Republicans want to confirm Kavanaugh before the Supreme Court starts its new term in October. But the timeline, as well as Kavanaugh’s confirmation has been a source of partisan infighting in the Senate since President Donald Trump nominated him last month. Senate Democrats have railed against the process of releasing Kavanaugh’s documents, arguing that they should be privy to documents from Kavanaugh’s tenure as staff secretary in the Bush Administration. Republicans did not request those documents, arguing they were irrelevant to his nomination, but did ask for documents from Kavanaugh’s time in the White House counsel.
Leading Democrats in the Senate immediately questioned Republicans’ motives for the timing of the confirmation hearing.

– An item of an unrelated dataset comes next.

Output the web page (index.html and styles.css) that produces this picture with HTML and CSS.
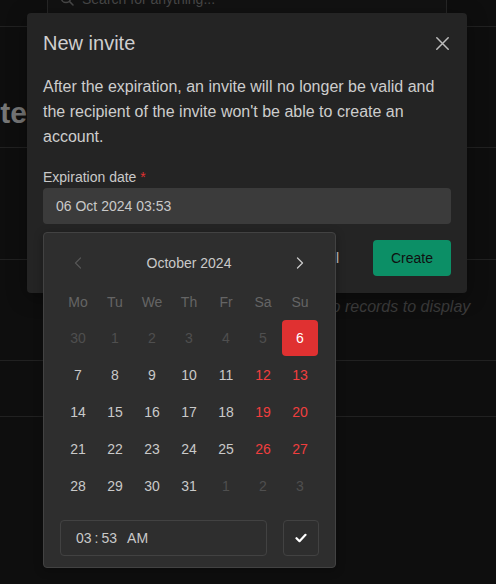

“Republicans’ mad rush to hold this hearing after unilaterally deciding to block nearly all of Judge Kavanaugh’s records from public release is further evidence that they are hiding important information from the American people, and continues to raise the question, ‘What are they hiding?’” Schumer said in a statement. “Republican efforts to make this the least transparent, most secretive Supreme Court nomination in history continue. They seem to be more frightened of this nominee’s record and history than any we’ve ever considered.”
“Scheduling a hearing in early September, while more than 99 percent of Kavanaugh’s records are still unavailable, is not only unprecedented but a new low in Republican efforts to stack the courts,” said California Senator Dianne Feinstein, the ranking member of the Senate Judiciary Committee.
But Grassley noted in his announcement that his team has reviewed thousands of pages of Kavanaugh’s judicial opinions and records from the White House legal service, and the timeline still provides room for review of additional documents. “At this current pace, we have plenty of time to review the rest of emails and other records that we will receive from President Bush and the National Archives. It’s time for the American people to hear directly from Judge Kavanaugh at his public hearing,” Grassley said in his statement announcing the hearing. And White House spokesman Raj Shah noted that the Senate had reviewed “More documents than for any other Supreme Court nominee in history.”
Carrie Severino, chief counsel and policy director for the Judicial Crisis Network, which has already launched ads in support of Kavanaugh’s confirmation, said the Democrats’ anger was just their attempt to stall the nomination.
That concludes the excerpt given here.